Reached on Monday afternoon, Salisbury Police Chief Rory Collins denied that the dog was neglected and said that the blog post contains a number of inaccuracies.

Collins said that the dog has been kept in the kennel since the officer left, but pointed out that the kennel is of the same size and specifications as the kennel at the home of the former handler.  Collins also said that contrary to the report that the dog is "aged out,"  Jack is being assigned to another handler within the department.

On Tuesday night Chief Collins, Lt. Andy Efird, and Jack met with WBTV and another Charlotte television station in a field off Airport Road. Efird played with the dog, who appeared healthy, happy, and very energetic.

Efird told WBTV that the allegations were false and that he routinely exercised Jack when Jack was in the kennel at the police department.  Efird said he didn't understand what was behind the blog post, but repeated that Jack was not neglected.

"He seems to be in fine health, he seems to be happy, I've dealt with him daily since the officer resigned," Efird told WBTV.  "I haven't had any issues with him.  He seems like your ordinary dog."

Jack is listed as being 8 years old and has been working for six years.  Chief Collins says the average work career for such is dog is 10 years.  The National Police Dog Foundation states that "depending on the health status, it (retirement age) is normally about 10 years of age."

The Foundation also states that when a dog's handler gets out of the program before the dog is ready to retire, "the dog might be retrained with a new handler, or given to its original handler if age and circumstances permit."

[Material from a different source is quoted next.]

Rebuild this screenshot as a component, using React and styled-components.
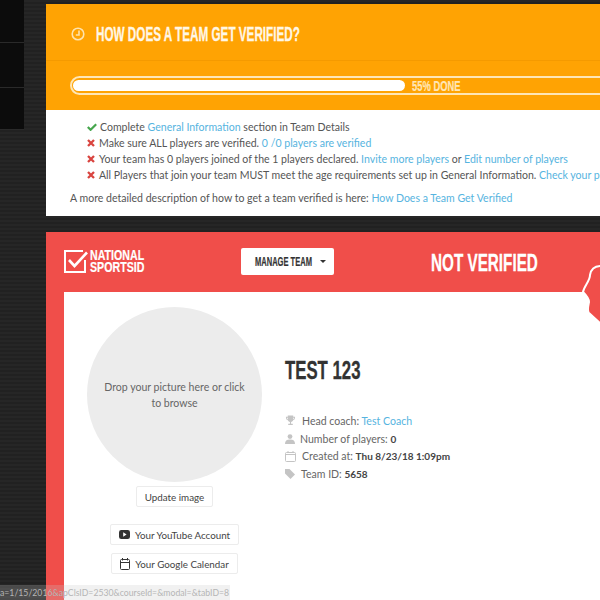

The dog is also "cared for every day," according to Collins, who is himself an owner of two dogs.  The chief said that the cage was cleaned each day and that Jack was allowed to walk around outside of the cage frequently.  The dog is "perfectly healthy and had no signs of muscle deterioration" as mentioned in the letter.

The dog is no longer staying in the kennel, according to Chief Collins.  He says the dog was moved "for his protection," and will be living at the home of his new handler within the next few days.

Asked why the dog wasn't allowed to go with its original handler and why an 8 year old dog would be undergoing more training, Collins replied that the dog belongs to the police department, not to the handler, and that even at age 8, Jack is not ready to retire and has 3-4 years of service left with the department and with a new handler.

Collins and other city leaders, including Mayor Paul Woodson, have continued to get calls about the dog, some coming from as far away as the UK.  Collins told WBTV that the blog post has been shared through social media and that many of the concerned callers and emailers are accepting the post without question.

"I simply don't know," Efird added.  "I don't know anyone's motive behind it.  I just want folks to know that we're caring for the dog, we're not going to let the dog be mistreated.  He is healthy, he is happy...Jack's not being mistreated."

There have also been many calls and notes of support, according to Collins, but the chief says that many of the negative calls and notes are particularly mean spirited personal attacks.

Collins told WBTV that Jack would be with his new handler by the end of this week and back on the job after a period of retraining and bonding with the new handler.